In Oliver Twist, Dickens displays for the first time his amazing gift of entering into the psychology of a pathological individual. He follows Sikes and Fagin closely to their respective ends, and he never flinches from revealing their true natures. The death of the unrepentant Sikes remains one of the most truly horrible scenes in English fiction. (When Dickens performed this passage to audiences in his public readings, it was common for women in the audience to scream or faint.) When Fagin is sitting in court, awaiting the verdict of his trial, Dickens describes his thoughts as roaming from one triviality to another, although the fact of his approaching death by hanging is never far away. The combination of the irrelevant and the grimly pertinent is a kind of psychological realism that was completely new in 1838.
Dickens entertained a lifelong fondness for the theater, and this interest in drama had a profound influence on his fiction. He was himself an actor, and he became famous for his readings from his books toward the end of his life. In his novels, the actor in Dickens is also discernible. At times, it is as if the author is impersonating a living individual; at other times, the plots bear the imprint of the popular stage fare of the day, including heavy doses of melodrama, romance, and coincidence.

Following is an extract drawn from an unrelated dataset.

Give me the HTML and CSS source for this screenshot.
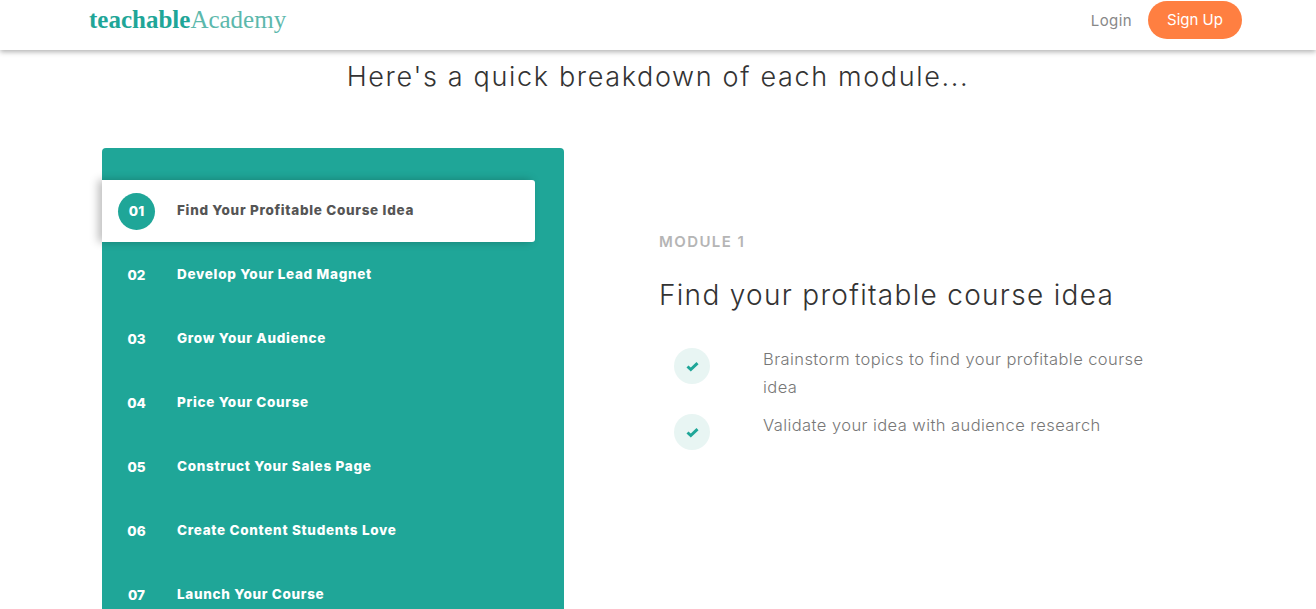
FILE: index.html
```html
<!DOCTYPE html>
<html lang="en">
<head>
    <meta charset="UTF-8">
    <title>Teachable Academy</title>
    <link rel="stylesheet" href="styles.css">
</head>
<body>
    <header class="topbar">
        <a class="logo"><span class="logo-bold">teachable</span><span class="logo-light">Academy</span></a>
        <nav class="topnav">
            <a class="login">Login</a>
            <a class="signup">Sign Up</a>
        </nav>
    </header>

    <main>
        <h2 class="page-title">Here's a quick breakdown of each module...</h2>

        <section class="modules">
            <ul class="module-list">
                <li class="module active"><span class="num">01</span><span class="name">Find Your Profitable Course Idea</span></li>
                <li class="module"><span class="num">02</span><span class="name">Develop Your Lead Magnet</span></li>
                <li class="module"><span class="num">03</span><span class="name">Grow Your Audience</span></li>
                <li class="module"><span class="num">04</span><span class="name">Price Your Course</span></li>
                <li class="module"><span class="num">05</span><span class="name">Construct Your Sales Page</span></li>
                <li class="module"><span class="num">06</span><span class="name">Create Content Students Love</span></li>
                <li class="module"><span class="num">07</span><span class="name">Launch Your Course</span></li>
            </ul>

            <div class="detail">
                <div class="eyebrow">MODULE 1</div>
                <h3 class="detail-title">Find your profitable course idea</h3>
                <ul class="points">
                    <li class="point">
                        <span class="check"><svg width="13" height="11" viewBox="0 0 13 11"><path d="M1.5 5.5 4.8 8.5 11.5 2.2" fill="none" stroke="#1fa698" stroke-width="3"/></svg></span>
                        <span class="point-text">Brainstorm topics to find your profitable course idea</span>
                    </li>
                    <li class="point">
                        <span class="check"><svg width="13" height="11" viewBox="0 0 13 11"><path d="M1.5 5.5 4.8 8.5 11.5 2.2" fill="none" stroke="#1fa698" stroke-width="3"/></svg></span>
                        <span class="point-text">Validate your idea with audience research</span>
                    </li>
                </ul>
            </div>
        </section>
    </main>
</body>
</html>
```
FILE: styles.css
```css
html, body {
    margin: 0;
    height: 609px;
    overflow: hidden;
}
body {
    font-family: "Inter", "Liberation Sans", sans-serif;
    background-color: #fff;
    color: #333;
}
ul {
    list-style-type: none;
    margin: 0;
    padding: 0;
}
.topbar {
    height: 50px;
    display: flex;
    align-items: center;
    justify-content: space-between;
    padding: 0 74px 0 89px;
    background-color: #fff;
    box-shadow: 0 2px 5px rgba(0, 0, 0, 0.3);
}
.logo {
    font-family: "Liberation Serif", serif;
    font-size: 25px;
    margin-top: -10px;
    color: #1fa698;
}
.logo-bold {
    font-weight: bold;
}
.logo-light {
    color: #5cb8ac;
}
.topnav {
    display: flex;
    align-items: center;
    gap: 16px;
    margin-top: -10px;
}
.login {
    font-size: 15px;
    letter-spacing: 0.4px;
    color: #888;
}
.signup {
    width: 94px;
    height: 38px;
    line-height: 38px;
    text-align: center;
    font-size: 15px;
    color: #fff;
    background-color: #ff7f41;
    border-radius: 19px;
}
.page-title {
    margin: 11px 0 0;
    height: 87px;
    text-align: center;
    font-size: 27px;
    line-height: 32px;
    font-weight: 300;
    letter-spacing: 1.65px;
    color: #333;
}
.modules {
    display: flex;
    height: 461px;
    overflow: hidden;
    padding-left: 102px;
}
.module-list {
    width: 462px;
    height: 520px;
    flex-shrink: 0;
    padding-top: 32px;
    box-sizing: border-box;
    background-color: #1fa698;
    border-radius: 4px 4px 0 0;
}
.module {
    width: 433px;
    height: 62px;
    margin-bottom: 2px;
    display: flex;
    align-items: center;
    color: #fff;
    font-size: 13.5px;
    font-weight: 800;
}
.module.active {
    background-color: #fff;
    color: #555;
    border-radius: 0 3px 3px 0;
    box-shadow: -4px 0 8px rgba(0, 0, 0, 0.25);
}
.num {
    width: 37px;
    height: 37px;
    margin-left: 16px;
    margin-right: 22px;
    border-radius: 50%;
    display: flex;
    align-items: center;
    justify-content: center;
    font-size: 13.5px;
    margin-top: -1px;
}
.module.active .num {
    background-color: #1fa698;
    color: #fff;
    margin-top: 0;
}
.name {
    letter-spacing: 0.7px;
    margin-top: -2px;
}
.detail {
    margin-left: 95px;
    padding-top: 85px;
    width: 500px;
}
.eyebrow {
    font-size: 15px;
    font-weight: 600;
    letter-spacing: 1.4px;
    line-height: 18px;
    color: #b5b5b5;
}
.detail-title {
    margin: 27px 0 31px;
    font-size: 28px;
    line-height: 34px;
    font-weight: 300;
    letter-spacing: 1.3px;
    color: #333;
}
.point {
    display: flex;
    margin-bottom: 8px;
}
.check {
    width: 36px;
    height: 36px;
    margin: 5px 53px 0 15px;
    flex-shrink: 0;
    border-radius: 50%;
    background-color: #e8f5f3;
    display: flex;
    align-items: center;
    justify-content: center;
}
.point-text {
    width: 390px;
    margin-top: 2px;
    font-size: 16.5px;
    font-weight: 300;
    line-height: 28px;
    letter-spacing: 0.43px;
    color: #777;
}
```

All of these aspects are seen in Oliver Twist, particularly the violence of the melodrama and the coincidences that shuffle Oliver in and out of Mr. Brownlow’s house.
Above all and ultimately much more important, however, stands the realism that Dickens uses to unite the different elements of his story. Perhaps the greatest achievement of the author in this early novel is the giant stride he makes in the realm of realism. He had not yet perfected his skills, but he knew the direction in which he was moving, and he was taking the novel with him.